I am not, as some people have wrongly stated, against teamwork. I don’t particularly like games where everyone spawns with a pistol and it’s “first to the rocket launcher wins”. I like games with classes, where everyone has a role. Battlefield 1943, having just 3 maps, 3 classes and 3 vehicles to its name, was an awesome example of this. No levelling, no skill tries, no optional loadouts, yet every class felt like they had a reason to be there. Snipers, for example, could stay back with their rifle or get up close and plant demo-charges to cause insane damage to vehicles.
What I am against, to make this clear, is ganging up on random players.
If there are no corporations in a match, I am happy. If there are solo-corps, I am happy. If there are two more or less equally sized corps on either side of a match, I am also happy because they should balance each other out. If the Corporations are playing in a private match where only they are involved, I am happy.
When you have a team of players who are likely in voice communication, working together against players who probably don’t even speak the same language, I draw the line. That I am not happy with. The worst thing you can have happen in a game is to lose before the match has even begun, and when Corporations or Clans or whatever name you give them are involved in one side of the match without an equivalent force on the other, that happens all too often.

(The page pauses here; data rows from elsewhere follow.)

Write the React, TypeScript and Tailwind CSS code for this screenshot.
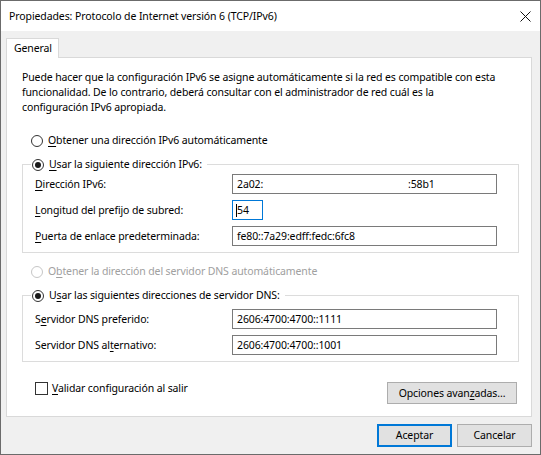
import React from 'react';

// Access-key underline, as Win32 dialogs draw it under one letter
function K({ children }: { children: React.ReactNode }) {
  return <span className="underline underline-offset-[2px] decoration-1">{children}</span>;
}

function Radio({ checked = false, disabled = false }: { checked?: boolean; disabled?: boolean }) {
  return (
    <span
      className={[
        'flex h-[12px] w-[12px] shrink-0 items-center justify-center rounded-full border bg-white',
        disabled ? 'border-[#c6c6c6]' : 'border-[#333333]',
      ].join(' ')}
    >
      {checked && <span className="h-[6px] w-[6px] rounded-full bg-[#1a1a1a]" />}
    </span>
  );
}

function Field({ children, focused = false }: { children?: React.ReactNode; focused?: boolean }) {
  return (
    <div
      className={[
        'flex h-[20px] items-center border bg-white pl-[4px] text-black',
        focused ? 'w-[31px] border-[#0078d7]' : 'w-[265px] border-[#7a7a7a]',
      ].join(' ')}
    >
      {children}
    </div>
  );
}

function Row({ label, children }: { label: React.ReactNode; children: React.ReactNode }) {
  return (
    <div className="grid h-[20px] grid-cols-[197px_265px] items-center">
      <div>{label}</div>
      <div>{children}</div>
    </div>
  );
}

function Button({ children, primary = false, className = '' }: { children: React.ReactNode; primary?: boolean; className?: string }) {
  return (
    <div
      className={[
        'flex items-center justify-center bg-[#e1e1e1] text-black',
        primary ? 'border-2 border-[#0078d7]' : 'border border-[#adadad]',
        className,
      ].join(' ')}
    >
      {children}
    </div>
  );
}

export default function App() {
  return (
    <div className="flex h-[455px] w-[541px] flex-col border border-[#6b6b6b] bg-[#f0f0f0] font-['Noto_Sans',sans-serif] text-[10.5px] leading-[15px] tracking-[-0.12px] text-black">
      {/* Title bar */}
      <div className="flex h-[30px] shrink-0 items-center justify-between bg-white pl-[8px]">
        <span className="tracking-[-0.1px]">Propiedades: Protocolo de Internet versión 6 (TCP/IPv6)</span>
        <div className="flex h-[30px] w-[30px] items-center justify-center">
          <svg width="11" height="11" viewBox="0 0 11 11" fill="none" stroke="#111" strokeWidth="1">
            <path d="M0.5 0.5 L10.5 10.5 M10.5 0.5 L0.5 10.5" />
          </svg>
        </div>
      </div>

      <div className="flex flex-1 flex-col pl-[5px] pr-[8px] pt-[7px]">
        {/* Tab strip */}
        <div className="flex">
          <div className="relative z-10 -mb-px flex h-[20px] w-[53px] items-center border border-b-0 border-[#d9d9d9] bg-white pl-[7px]">
            General
          </div>
        </div>

        {/* Tab page */}
        <div className="flex h-[360px] flex-col border border-[#d9d9d9] bg-white pl-[15px] pr-[12px] pt-[12px]">
          <p className="whitespace-nowrap">
            Puede hacer que la configuración IPv6 se asigne automáticamente si la red es compatible con esta
            <br />
            funcionalidad. De lo contrario, deberá consultar con el administrador de red cuál es la
            <br />
            configuración IPv6 apropiada.
          </p>

          <div className="ml-[9px] mt-[17px] flex h-[17px] items-center gap-[5px]">
            <Radio />
            <span>
              <K>O</K>btener una dirección IPv6 automáticamente
            </span>
          </div>

          <fieldset className="mt-[7px] border border-[#dcdcdc] pb-[6px] pl-[8px] pr-[20px]">
            <legend className="pl-[1px] pr-[5px]">
              <span className="flex h-[17px] items-center gap-[5px]">
                <Radio checked />
                <span>
                  <K>U</K>sar la siguiente dirección IPv6:
                </span>
              </span>
            </legend>
            <div className="flex flex-col gap-[6px] pl-[4px] pt-[1px]">
              <Row
                label={
                  <>
                    <K>D</K>irección IPv6:
                  </>
                }
              >
                <Field>
                  <span className="inline-block w-[171px]">2a02:</span>
                  <span>:58b1</span>
                </Field>
              </Row>
              <Row
                label={
                  <>
                    <K>L</K>ongitud del prefijo de subred:
                  </>
                }
              >
                <Field focused>
                  <span className="relative">
                    <span className="absolute -left-px top-[1px] h-[13px] w-px bg-black" />
                    54
                  </span>
                </Field>
              </Row>
              <Row
                label={
                  <>
                    <K>P</K>uerta de enlace predeterminada:
                  </>
                }
              >
                <Field>fe80::7a29:edff:fedc:6fc8</Field>
              </Row>
            </div>
          </fieldset>

          <div className="ml-[9px] mt-[10px] flex h-[17px] items-center gap-[5px] text-[#a0a0a0]">
            <Radio disabled />
            <span>
              O<K>b</K>tener la dirección del servidor DNS automáticamente
            </span>
          </div>

          <fieldset className="mt-[7px] border border-[#dcdcdc] pb-[6px] pl-[8px] pr-[20px]">
            <legend className="pl-[1px] pr-[5px]">
              <span className="flex h-[17px] items-center gap-[5px]">
                <Radio checked />
                <span>
                  U<K>s</K>ar las siguientes direcciones de servidor DNS:
                </span>
              </span>
            </legend>
            <div className="flex flex-col gap-[6px] pl-[4px] pt-[5px]">
              <Row
                label={
                  <>
                    S<K>e</K>rvidor DNS preferido:
                  </>
                }
              >
                <Field>2606:4700:4700::1111</Field>
              </Row>
              <Row
                label={
                  <>
                    Servidor DNS al<K>t</K>ernativo:
                  </>
                }
              >
                <Field>2606:4700:4700::1001</Field>
              </Row>
            </div>
          </fieldset>

          <div className="mt-[18px] flex items-start justify-between pr-[2px]">
            <div className="ml-[13px] flex h-[17px] items-center gap-[4px]">
              <span className="h-[13px] w-[13px] border border-[#333333] bg-white" />
              <span>
                <K>V</K>alidar configuración al salir
              </span>
            </div>
            <Button className="mt-[2px] h-[22px] w-[130px]">
              <span>
                Opciones avan<K>z</K>adas...
              </span>
            </Button>
          </div>
        </div>

        {/* Dialog buttons */}
        <div className="mt-[7px] flex justify-end gap-[5px]">
          <Button primary className="h-[23px] w-[75px]">
            Aceptar
          </Button>
          <Button className="h-[23px] w-[75px]">Cancelar</Button>
        </div>
      </div>
    </div>
  );
}
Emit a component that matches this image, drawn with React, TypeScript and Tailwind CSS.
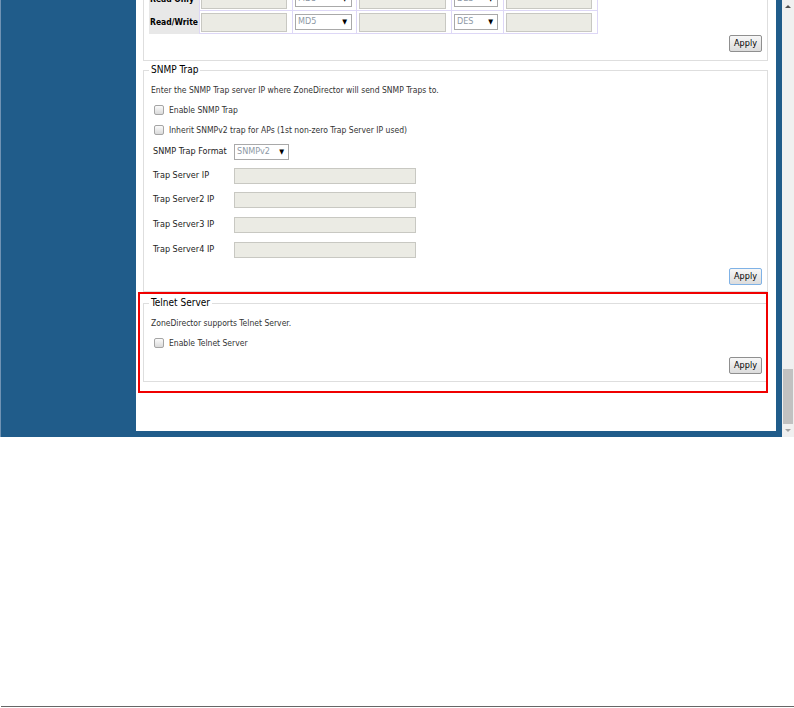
import React from "react";

const FONT = "font-['DejaVu_Sans_Condensed','DejaVu_Sans',sans-serif]";

function Check() {
  return (
    <span className="inline-block w-[10px] h-[10px] shrink-0 rounded-[2px] border border-[#a5a5a5] bg-linear-to-b from-[#fbfbfb] to-[#dadada]" />
  );
}

function Apply({ focused = false }: { focused?: boolean }) {
  return (
    <button
      className={
        focused
          ? "w-[33px] h-[17px] rounded-[2px] border border-[#7fb2e6] bg-linear-to-b from-[#f7f7f7] to-[#dcdcdc] text-[9px] leading-none text-black"
          : "w-[33px] h-[17px] rounded-[2px] border border-[#8f8f8f] bg-linear-to-b from-[#f7f7f7] to-[#dcdcdc] text-[9px] leading-none text-black"
      }
    >
      Apply
    </button>
  );
}

function Sel({ text, className }: { text: string; className: string }) {
  return (
    <div
      className={
        "h-[16px] flex items-center justify-between border border-[#a9a9a9] bg-white pl-[2px] pr-[4px] text-[9px] text-[#8e99a6] " +
        className
      }
    >
      <span>{text}</span>
      <span className="text-[7px] text-black">▼</span>
    </div>
  );
}

function GreyInput({ className }: { className: string }) {
  return <div className={"bg-[#ebebe4] border border-[#c8c8c2] " + className} />;
}

function TableRow({ label }: { label: string }) {
  return (
    <div className="flex h-[23px]">
      <div className="w-[50px] bg-[#e8e8e8] flex items-center pl-[1px] text-[8.5px] font-bold text-black whitespace-nowrap overflow-hidden">
        {label}
      </div>
      <div className="w-[93px] border-l border-b border-[#ddd7f6] flex items-center pl-[1px]">
        <GreyInput className="w-[86px] h-[19px]" />
      </div>
      <div className="w-[64px] border-l border-b border-[#ddd7f6] flex items-center pl-[2px]">
        <Sel text="MD5" className="w-[57px]" />
      </div>
      <div className="w-[95px] border-l border-b border-[#ddd7f6] flex items-center pl-[2px]">
        <GreyInput className="w-[87px] h-[19px]" />
      </div>
      <div className="w-[52px] border-l border-b border-[#ddd7f6] flex items-center pl-[2px]">
        <Sel text="DES" className="w-[44px]" />
      </div>
      <div className="w-[95px] border-l border-r border-b border-[#ddd7f6] flex items-center pl-[2px]">
        <GreyInput className="w-[86px] h-[19px]" />
      </div>
    </div>
  );
}

function CheckRow({ label, className }: { label: string; className: string }) {
  return (
    <div className={"h-[14px] flex items-center pl-[3px] " + className}>
      <Check />
      <span className="ml-[5px] text-[8.5px] text-[#333]">{label}</span>
    </div>
  );
}

function IpRow({ label, className }: { label: string; className: string }) {
  return (
    <div className={"flex items-center h-[16px] pl-[2px] " + className}>
      <span className="w-[81px] text-[9px] text-[#222]">{label}</span>
      <GreyInput className="w-[182px] h-[16px]" />
    </div>
  );
}

export default function App() {
  return (
    <div className={"w-[794px] h-[708px] bg-white flex flex-col " + FONT}>
      <div className="flex h-[437px] shrink-0">
        <div className="flex w-[782px] h-[437px] bg-[#205c8a] border-l border-[#7093b4]">
          <div className="w-[135px] shrink-0" />
          <div className="w-[640px] h-[431px] bg-white overflow-hidden relative">
            <div className="pl-[7px] pr-[8px] -mt-[12px]">
              {/* SNMPv3 fieldset (cut off at top) */}
              <div className="border-x border-b border-[#dedede] pl-[5px] pr-[5px] pb-[8px]">
                <TableRow label="Read Only" />
                <TableRow label="Read/Write" />
                <div className="flex justify-end mt-[1px]">
                  <Apply />
                </div>
              </div>

              {/* SNMP Trap */}
              <fieldset className="mt-[2px] border border-[#dedede] pl-[5px] pr-[5px] pb-[6px]">
                <legend className="px-[2px] text-[10px] leading-[14px] text-black">SNMP Trap</legend>
                <div className="pl-[2px]">
                  <div className="mt-[6px] h-[14px] flex items-center text-[8.5px] text-[#333]">
                    Enter the SNMP Trap server IP where ZoneDirector will send SNMP Traps to.
                  </div>
                  <CheckRow label="Enable SNMP Trap" className="mt-[6px]" />
                  <CheckRow label="Inherit SNMPv2 trap for APs (1st non-zero Trap Server IP used)" className="mt-[6px]" />
                  <div className="mt-[8px] h-[14px] flex items-center pl-[2px]">
                    <span className="w-[81px] text-[9px] text-[#222]">SNMP Trap Format</span>
                    <Sel text="SNMPv2" className="w-[55px] h-[14px] text-[#8a8a8a]" />
                  </div>
                  <IpRow label="Trap Server IP" className="mt-[9px]" />
                  <IpRow label="Trap Server2 IP" className="mt-[8px]" />
                  <IpRow label="Trap Server3 IP" className="mt-[9px]" />
                  <IpRow label="Trap Server4 IP" className="mt-[9px]" />
                </div>
                <div className="flex justify-end mt-[10px]">
                  <Apply focused />
                </div>
              </fieldset>

              {/* Telnet Server */}
              <fieldset className="mt-[4px] border border-[#dedede] pl-[5px] pr-[5px] pb-[7px]">
                <legend className="px-[2px] text-[10px] leading-[14px] text-black">Telnet Server</legend>
                <div className="pl-[2px]">
                  <div className="mt-[6px] h-[14px] flex items-center text-[8.5px] text-[#333]">
                    ZoneDirector supports Telnet Server.
                  </div>
                  <CheckRow label="Enable Telnet Server" className="mt-[6px]" />
                </div>
                <div className="flex justify-end mt-[7px]">
                  <Apply />
                </div>
              </fieldset>
            </div>

            {/* red annotation box */}
            <div className="absolute left-[2px] top-[292px] w-[630px] h-[101px] border-2 border-[#f00000]" />
          </div>
        </div>
        <div className="w-[12px] h-[437px] bg-[#f0f0f0] flex flex-col items-center">
          <div className="h-[12px] flex items-center justify-center">
            <span className="w-0 h-0 border-x-[3px] border-x-transparent border-b-[3px] border-b-[#505050]" />
          </div>
          <div className="flex-1" />
          <div className="w-[10px] h-[55px] bg-[#c1c1c1]" />
          <div className="h-[13px] flex items-center justify-center">
            <span className="w-0 h-0 border-x-[3px] border-x-transparent border-t-[3px] border-t-[#a3a3a3]" />
          </div>
        </div>
      </div>
      <div className="mt-auto mb-[1px] ml-[1px] h-px bg-[#666666]" />
    </div>
  );
}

If you actually paid attention to my posts, Soldier, you would have noticed something interesting: I have proposed unfair battles! I have made suggestions that are literally “My Corp + everyone I can get vs Your Corp + everyone you can get.” I have suggested games where you could mix tiers freely, where the richest Corp has an advantage, and that encourage you to exploit every advantage you can to achieve victory.

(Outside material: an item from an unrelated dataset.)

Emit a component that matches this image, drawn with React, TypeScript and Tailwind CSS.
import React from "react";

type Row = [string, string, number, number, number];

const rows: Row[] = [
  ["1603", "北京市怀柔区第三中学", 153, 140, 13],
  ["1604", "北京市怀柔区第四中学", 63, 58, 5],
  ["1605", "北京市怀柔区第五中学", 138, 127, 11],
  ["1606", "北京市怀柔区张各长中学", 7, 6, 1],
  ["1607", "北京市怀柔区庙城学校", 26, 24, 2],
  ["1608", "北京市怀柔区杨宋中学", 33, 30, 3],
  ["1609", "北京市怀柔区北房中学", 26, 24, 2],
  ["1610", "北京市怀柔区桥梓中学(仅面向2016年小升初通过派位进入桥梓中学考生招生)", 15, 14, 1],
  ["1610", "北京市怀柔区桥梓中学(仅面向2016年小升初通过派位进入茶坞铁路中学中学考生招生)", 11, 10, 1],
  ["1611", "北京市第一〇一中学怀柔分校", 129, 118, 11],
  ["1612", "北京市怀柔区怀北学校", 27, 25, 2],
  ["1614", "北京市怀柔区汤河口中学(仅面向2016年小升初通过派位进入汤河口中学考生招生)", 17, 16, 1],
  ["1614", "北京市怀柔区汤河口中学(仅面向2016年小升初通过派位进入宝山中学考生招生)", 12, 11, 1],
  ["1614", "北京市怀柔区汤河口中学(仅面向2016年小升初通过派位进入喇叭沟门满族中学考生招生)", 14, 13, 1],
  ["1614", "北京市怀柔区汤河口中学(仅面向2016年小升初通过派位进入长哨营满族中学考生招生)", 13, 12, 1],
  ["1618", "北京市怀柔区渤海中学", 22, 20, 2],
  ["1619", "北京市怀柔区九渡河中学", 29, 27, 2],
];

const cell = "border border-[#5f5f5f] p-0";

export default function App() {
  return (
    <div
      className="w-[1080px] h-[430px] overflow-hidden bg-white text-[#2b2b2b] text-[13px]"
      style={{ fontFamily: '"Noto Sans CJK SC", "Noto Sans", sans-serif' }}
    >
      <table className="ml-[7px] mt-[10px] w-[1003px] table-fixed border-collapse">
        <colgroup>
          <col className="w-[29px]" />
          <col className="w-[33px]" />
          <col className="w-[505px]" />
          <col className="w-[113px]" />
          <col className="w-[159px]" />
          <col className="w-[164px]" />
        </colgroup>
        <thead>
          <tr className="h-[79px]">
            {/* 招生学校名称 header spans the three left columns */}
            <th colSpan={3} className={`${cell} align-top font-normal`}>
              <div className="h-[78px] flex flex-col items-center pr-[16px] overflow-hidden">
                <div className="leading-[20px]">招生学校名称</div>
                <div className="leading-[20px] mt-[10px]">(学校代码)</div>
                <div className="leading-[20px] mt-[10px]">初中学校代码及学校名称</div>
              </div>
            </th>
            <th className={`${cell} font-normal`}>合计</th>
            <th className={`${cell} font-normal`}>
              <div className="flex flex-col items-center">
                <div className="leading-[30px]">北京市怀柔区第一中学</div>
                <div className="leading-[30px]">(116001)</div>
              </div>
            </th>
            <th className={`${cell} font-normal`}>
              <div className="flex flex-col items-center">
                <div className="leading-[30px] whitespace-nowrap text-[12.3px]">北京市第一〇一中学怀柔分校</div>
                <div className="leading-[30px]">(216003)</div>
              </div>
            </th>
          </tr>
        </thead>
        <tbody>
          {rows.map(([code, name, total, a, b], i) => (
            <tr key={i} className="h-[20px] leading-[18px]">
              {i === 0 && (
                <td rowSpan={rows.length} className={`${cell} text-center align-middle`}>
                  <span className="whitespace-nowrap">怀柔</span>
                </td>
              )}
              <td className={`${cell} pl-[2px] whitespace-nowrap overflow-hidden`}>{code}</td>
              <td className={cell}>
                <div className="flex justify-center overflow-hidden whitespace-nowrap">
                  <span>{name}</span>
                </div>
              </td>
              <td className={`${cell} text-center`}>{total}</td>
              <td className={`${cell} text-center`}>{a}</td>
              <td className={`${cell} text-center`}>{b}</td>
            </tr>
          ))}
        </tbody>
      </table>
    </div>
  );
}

But let’s just look at the simplest of concepts; the goal of every player. This is what ultimately drove me away from Puzzle Pirates, and if we adhered to your idea I am sure Star Conflict would suffer the same problem. The problem is this: You can’t take part in top level play without permission.
What does that mean? Well, imagine the following scenario: A group of friends join Star Conflict, work their way up the tiers, and become really good at the game. They have a lot of money (relatively speaking), some maxed out tier 2 ships, maybe even a paid-for premium ship or two. They decide to form a Corporation and side with the Empire. Time to make inroads on Sector Conflict!
…only they can’t. They can’t because every adjacent sector belongs to Dyn, whose pilots get massive bonuses due to all that territory they won months and months ago, and so this one little Corp with no territory hasn’t got a hope in hell of breaking them.
Those players have just been denied the endgame content of Star Conflict. They aren’t allowed to form a Corp and create an empire. The only way to do that is to join the big Corporations and fly on their behalf… but that’s not the same. That’s building an empire for someone else.
That is why you penalise the big guys. That is why you make it harder and harder for them to grow. If you make it easy for a corporation to turn up and steal territory off the big corporations, they will. Do you know what that would do to the game? It would improve it! Think about it; if DYN pilots and everyone flying on their side suffered penalties for every territory DYN owned over the first two or three, DYN would not hold more than 2-3 territories for long. They would be taken from them by up and coming Corporations, and the same would happen to the other big boys.
So what would you do, Soldier? How would you respond to your precious Corporation being ripped apart? Would you ragequit and join a corporation that looked to be doing well, or would you rally the troops and push out, hell-bent on proving you could build an empire despite the odds being stacked against you?
Think about that. Think also how much more exciting the map would look if the landscape was ever changing; one week a Corporation is on the rise, the next it is erased from history, it’s holdings divided into three up and coming Corps. Next week they might be gone just as quickly, either destroyed by their conquered Corp or by yet more newcomers.
The final, “tl;dr” point to take away is this: strong players don’t need any more help. You shouldn’t reward players for winning by making it easier to win; you should challenge them by making it harder to win. Every single player game we play does this; you start easy, it gets harder, you get better, it gets harder again, you get better again, etc. This is what keeps us playing, and if Sector Conflict could do this, making the “reward” for having a large empire the bragging rights of pulling it off despite the handicaps the game inflicted, I think you’d find a lot of people were willing to test their might.